Fine-tuning

Appears in 4 papers

Adapting a pre-trained model to a specific task by continuing training on labelled task data with a small learning rate.

As used in Paper 10 — Improving Language Understanding by Generative Pre-Training →

Adapting a pre-trained model to a specific task by continuing training on labelled task data with a small learning rate. Updates all model weights (not just the classification head).
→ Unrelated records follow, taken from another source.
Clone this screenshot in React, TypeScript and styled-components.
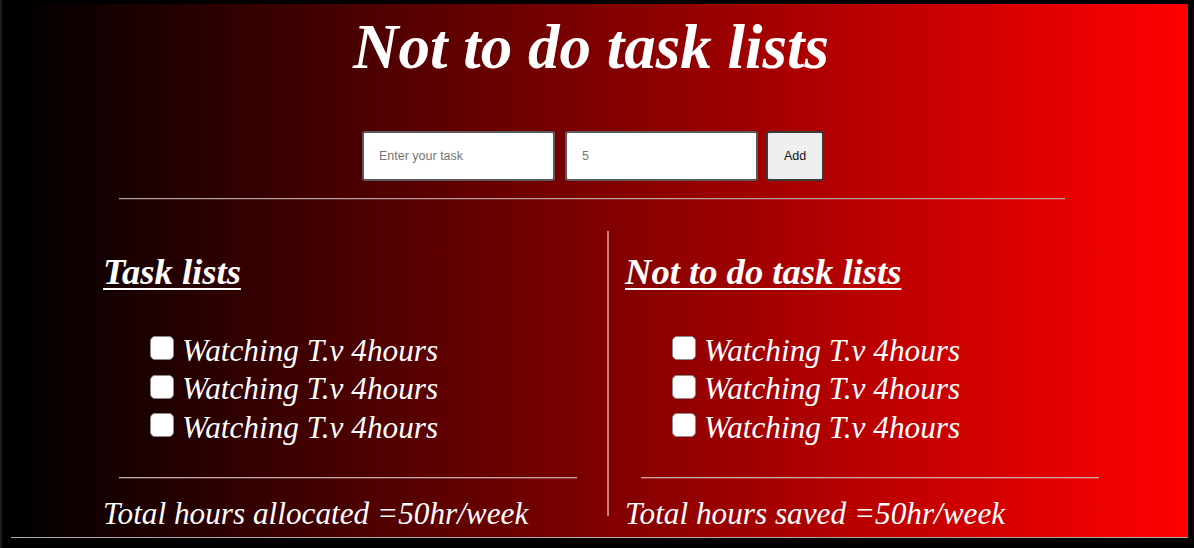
import React from "react";
import styled, { createGlobalStyle } from "styled-components";

const Global = createGlobalStyle`
  html, body { margin: 0; padding: 0; background: #000; }
  body {
    border-left: 2px solid #1c1c1c;
    height: 548px;
    overflow: hidden;
    font-family: "Liberation Serif", "Times New Roman", serif;
  }
`;

const Page = styled.div`
  margin: 4px 6px 0 9px;
  height: 533px;
  border-bottom: 1px solid #b0a8a8;
  background: linear-gradient(to right, #000 0%, #ff0000 100%);
  color: #fff;
  overflow: hidden;
  display: flex;
  flex-direction: column;
  align-items: stretch;
`;

const Title = styled.h1`
  margin: 6.7px 0 0;
  padding-right: 17px;
  text-align: center;
  font-size: 63px;
  font-weight: bold;
  font-style: italic;
  line-height: 72px;
`;

const Form = styled.form`
  margin-top: 48px;
  padding-right: 13px;
  display: flex;
  justify-content: center;
  gap: 10px;
`;

const Field = styled.input`
  box-sizing: border-box;
  width: 193px;
  height: 50px;
  padding: 0 15px;
  border: 2px solid #5a5a5a;
  border-radius: 3px;
  background: #fff;
  font-family: "Liberation Sans", Arial, sans-serif;
  font-size: 12.5px;
  color: #222;
  &::placeholder { color: #757575; }
`;

const AddButton = styled.button`
  box-sizing: border-box;
  width: 58px;
  height: 50px;
  margin-left: -2px;
  border: 2px solid #3a3a3a;
  border-radius: 3px;
  background: #efefef;
  font-family: "Liberation Sans", Arial, sans-serif;
  font-size: 12.5px;
  color: #111;
`;

const Rule = styled.hr`
  box-sizing: border-box;
  margin: 17px 0 0 108px;
  width: 946px;
  height: 2px;
  border: none;
  border-top: 1px solid #b9a0a0;
  border-bottom: 1px solid rgba(255,255,255,0.15);
`;

const Columns = styled.div`
  margin-top: 31px;
  margin-left: 92px;
  display: flex;
  align-items: flex-start;
`;

const Column = styled.section<{ $right?: boolean }>`
  box-sizing: border-box;
  width: ${(p) => (p.$right ? "505px" : "506px")};
  padding-left: ${(p) => (p.$right ? "16px" : "0")};
  padding-right: ${(p) => (p.$right ? "0" : "15px")};
  height: 285px;
  border-right: ${(p) => (p.$right ? "none" : "2px solid rgba(220, 170, 170, 0.75)")};
  overflow: visible;
`;

const Heading = styled.h2`
  margin: 20px 0 0;
  font-size: 36.6px;
  font-weight: bold;
  font-style: italic;
  text-decoration: underline;
  text-decoration-thickness: 2px;
  text-underline-offset: 4px;
  line-height: 42px;
`;

const List = styled.ul`
  list-style: none;
  margin: 39.2px 0 0;
  padding: 0 0 0 44px;
`;

const Item = styled.li`
  display: flex;
  align-items: center;
  height: 38.5px;
  font-size: 31.25px;
  font-style: italic;
  line-height: 38.5px;
`;

const Check = styled.input`
  appearance: none;
  box-sizing: border-box;
  width: 24px;
  height: 24px;
  margin: 0 8px 0 3px;
  border: 1.5px solid #8a8a8a;
  border-radius: 5px;
  background: #fff;
  position: relative;
  top: -3px;
`;

const SubRule = styled.hr`
  box-sizing: border-box;
  margin: 30px 0 0 16px;
  width: 458px;
  height: 2px;
  border: none;
  border-top: 1px solid #c8a8a8;
  border-bottom: 1px solid rgba(255,255,255,0.2);
`;

const Total = styled.p`
  margin: 16.3px 0 0;
  font-size: 31.25px;
  font-style: italic;
  line-height: 35px;
  white-space: nowrap;
`;

const items = ["Watching T.v 4hours", "Watching T.v 4hours", "Watching T.v 4hours"];

export default function App() {
  return (
    <>
      <Global />
      <Page>
        <Title>Not to do task lists</Title>
        <Form onSubmit={(e) => e.preventDefault()}>
          <Field type="text" placeholder="Enter your task" />
          <Field type="number" placeholder="5" />
          <AddButton type="submit">Add</AddButton>
        </Form>
        <Rule />
        <Columns>
          <Column>
            <Heading>Task lists</Heading>
            <List>
              {items.map((t, i) => (
                <Item key={i}>
                  <Check type="checkbox" />
                  {t}
                </Item>
              ))}
            </List>
            <SubRule />
            <Total>Total hours allocated =50hr/week</Total>
          </Column>
          <Column $right>
            <Heading>Not to do task lists</Heading>
            <List>
              {items.map((t, i) => (
                <Item key={i}>
                  <Check type="checkbox" />
                  {t}
                </Item>
              ))}
            </List>
            <SubRule />
            <Total>Total hours saved =50hr/week</Total>
          </Column>
        </Columns>
      </Page>
    </>
  );
}
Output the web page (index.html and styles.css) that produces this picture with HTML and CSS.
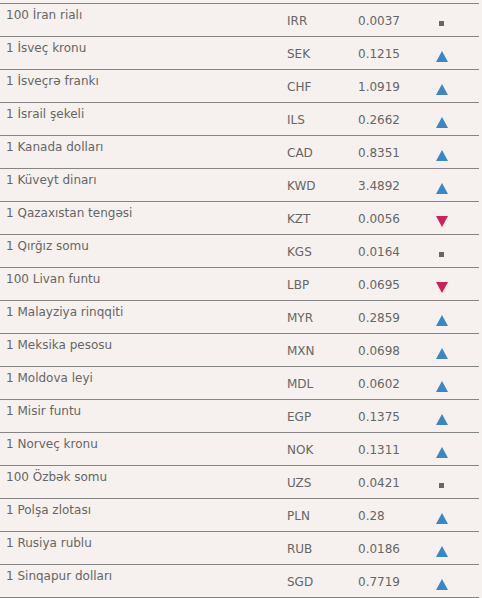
FILE: index.html
```html
<!DOCTYPE html>
<html lang="az">
<head>
<meta charset="utf-8">
<link rel="stylesheet" href="styles.css">
</head>
<body>
<div class="rates">
  <div class="row edge"></div>
  <div class="row"><span class="name">100 İran rialı</span><span class="code">IRR</span><span class="val">0.0037</span><span class="ic same"></span></div>
  <div class="row"><span class="name">1 İsveç kronu</span><span class="code">SEK</span><span class="val">0.1215</span><span class="ic up"></span></div>
  <div class="row"><span class="name">1 İsveçrə frankı</span><span class="code">CHF</span><span class="val">1.0919</span><span class="ic up"></span></div>
  <div class="row"><span class="name">1 İsrail şekeli</span><span class="code">ILS</span><span class="val">0.2662</span><span class="ic up"></span></div>
  <div class="row"><span class="name">1 Kanada dolları</span><span class="code">CAD</span><span class="val">0.8351</span><span class="ic up"></span></div>
  <div class="row"><span class="name">1 Küveyt dinarı</span><span class="code">KWD</span><span class="val">3.4892</span><span class="ic up"></span></div>
  <div class="row"><span class="name">1 Qazaxıstan tengəsi</span><span class="code">KZT</span><span class="val">0.0056</span><span class="ic down"></span></div>
  <div class="row"><span class="name">1 Qırğız somu</span><span class="code">KGS</span><span class="val">0.0164</span><span class="ic same"></span></div>
  <div class="row"><span class="name">100 Livan funtu</span><span class="code">LBP</span><span class="val">0.0695</span><span class="ic down"></span></div>
  <div class="row"><span class="name">1 Malayziya rinqqiti</span><span class="code">MYR</span><span class="val">0.2859</span><span class="ic up"></span></div>
  <div class="row"><span class="name">1 Meksika pesosu</span><span class="code">MXN</span><span class="val">0.0698</span><span class="ic up"></span></div>
  <div class="row"><span class="name">1 Moldova leyi</span><span class="code">MDL</span><span class="val">0.0602</span><span class="ic up"></span></div>
  <div class="row"><span class="name">1 Misir funtu</span><span class="code">EGP</span><span class="val">0.1375</span><span class="ic up"></span></div>
  <div class="row"><span class="name">1 Norveç kronu</span><span class="code">NOK</span><span class="val">0.1311</span><span class="ic up"></span></div>
  <div class="row"><span class="name">100 Özbək somu</span><span class="code">UZS</span><span class="val">0.0421</span><span class="ic same"></span></div>
  <div class="row"><span class="name">1 Polşa zlotası</span><span class="code">PLN</span><span class="val">0.28</span><span class="ic up"></span></div>
  <div class="row"><span class="name">1 Rusiya rublu</span><span class="code">RUB</span><span class="val">0.0186</span><span class="ic up"></span></div>
  <div class="row"><span class="name">1 Sinqapur dolları</span><span class="code">SGD</span><span class="val">0.7719</span><span class="ic up"></span></div>
</div>
</body>
</html>
```
FILE: styles.css
```css
html, body {
  margin: 0;
  padding: 0;
  background: #f6f1ee;
}
.rates {
  width: 479px;
  font-family: "DejaVu Sans", Verdana, sans-serif;
  font-size: 12px;
  color: #666;
}
.row {
  display: grid;
  grid-template-columns: 287px 71px 75px 1fr;
  height: 32px;
  border-bottom: 1px solid #858585;
}
.row.edge {
  height: 3px;
}
.name {
  padding-left: 6px;
  padding-top: 4px;
  line-height: 14px;
  align-self: start;
}
.code, .val {
  align-self: center;
  line-height: 14px;
  padding-top: 1px;
}
.ic {
  align-self: start;
  justify-self: start;
  margin-left: 3px;
}
.up {
  margin-top: 14px;
  width: 0;
  height: 0;
  border-left: 6.5px solid transparent;
  border-right: 6.5px solid transparent;
  border-bottom: 11px solid #3b87c4;
}
.down {
  margin-top: 14px;
  width: 0;
  height: 0;
  border-left: 6.5px solid transparent;
  border-right: 6.5px solid transparent;
  border-top: 11px solid #cf1f5d;
}
.same {
  margin-top: 17px;
  margin-left: 6px;
  width: 5px;
  height: 5px;
  background: #666;
}
```
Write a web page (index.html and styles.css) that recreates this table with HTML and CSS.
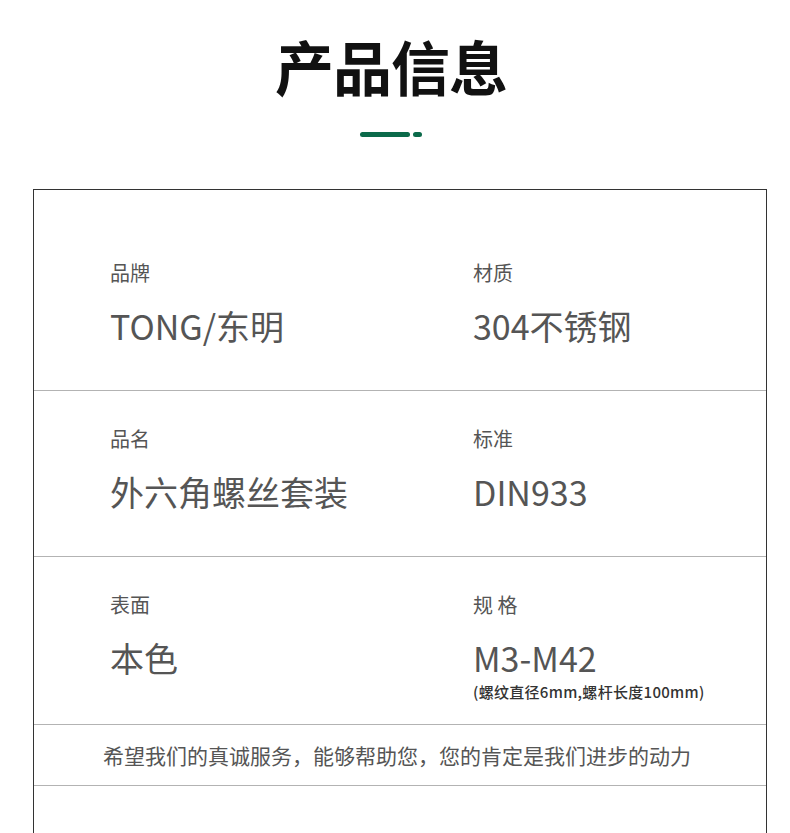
FILE: index.html
```html
<!DOCTYPE html>
<html lang="zh-CN">
<head>
  <meta charset="UTF-8"/>
  <meta name="viewport" content="width=device-width, initial-scale=1.0"/>
  <title>产品信息</title>
  <link rel="stylesheet" href="styles.css">
</head>
<body>

  <header class="head">
    <h1 class="title">产品信息</h1>
    <div class="mark"><span class="mark-bar"></span><span class="mark-dot"></span></div>
  </header>

  <section class="info">
    <div class="row">
      <div class="cell">
        <p class="label">品牌</p>
        <p class="value">TONG/东明</p>
      </div>
      <div class="cell">
        <p class="label">材质</p>
        <p class="value">304不锈钢</p>
      </div>
    </div>

    <div class="row">
      <div class="cell">
        <p class="label">品名</p>
        <p class="value">外六角螺丝套装</p>
      </div>
      <div class="cell">
        <p class="label">标准</p>
        <p class="value">DIN933</p>
      </div>
    </div>

    <div class="row">
      <div class="cell">
        <p class="label">表面</p>
        <p class="value">本色</p>
      </div>
      <div class="cell">
        <p class="label">规 格</p>
        <p class="value">M3-M42</p>
        <p class="note">(螺纹直径6mm,螺杆长度100mm)</p>
      </div>
    </div>

    <div class="slogan">希望我们的真诚服务，能够帮助您，您的肯定是我们进步的动力</div>
    <div class="tail"></div>
  </section>

</body>
</html>
```

FILE: styles.css
```css
/* базовые */
* { margin:0; padding:0; box-sizing:border-box; }
html, body {
  width:100%; height:100%; overflow:hidden;
  background:#fff; color:#555;
  font-family:'Noto Sans CJK SC','Noto Sans',sans-serif;
}

/* заголовок */
.head {
  display:flex; flex-direction:column; align-items:center;
  padding:31px 8px 0 0;
  height:189px;
}
.title {
  font-size:59px; line-height:70px;
  font-weight:700; color:#111;
  letter-spacing:-1px;
}
.mark {
  display:flex; gap:3px;
  margin-top:31px;
}
.mark-bar, .mark-dot {
  display:block; height:5px; border-radius:3px;
  background:#0b6a4a;
}
.mark-bar { width:50px; }
.mark-dot { width:9px; }

/* таблица */
.info {
  margin:0 23px 0 33px;
  border:1px solid #333; border-bottom:none;
  padding-top:35px;
}
.row {
  display:grid;
  grid-template-columns:363px 1fr;
  height:166px;
  padding:34px 0 0 76px;
  border-bottom:1px solid #b3b3b3;
}
.row:nth-child(3) { height:168px; }
.label {
  font-size:20px; line-height:28px; color:#555;
}
.value {
  font-size:34px; line-height:44px; color:#555;
  margin-top:17px;
}
.note {
  font-size:15px; line-height:20px; color:#333;
  font-weight:500; letter-spacing:0.3px;
  margin-top:2px;
}
.slogan {
  height:61px;
  display:flex; align-items:center; justify-content:center;
  font-size:21px; color:#555;
  border-bottom:1px solid #b3b3b3;
  padding-right:6px;
}
.tail { height:60px; }
```
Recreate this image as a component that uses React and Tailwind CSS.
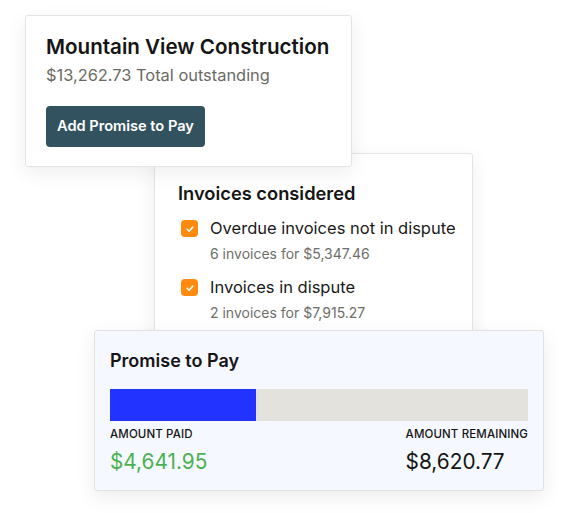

As used in Paper 11 — BERT: Pre-training of Deep Bidirectional Transformers for Language Understanding →

The second phase of BERT's training. The pre-trained model is loaded and trained further on a small labelled dataset for a specific task (e.g. sentiment analysis). All parameters — including the Transformer encoder — are updated, but the learning rate is kept very small (2e-5 to 5e-5) to avoid catastrophic forgetting.

As used in Paper 12 — Language Models are Few-Shot Learners →

Training a pre-trained model on labeled data specific to a particular task. In traditional NLP (before GPT-3), every new task required fine-tuning. GPT-3 replaced fine-tuning with prompt engineering + in-context learning.

As used in Paper 13 — Scaling Laws for Neural Language Models →

Training a pre-trained model on smaller amounts of labeled data specific to a downstream task. The scaling laws focus on pre-training; fine-tuning uses a different compute profile.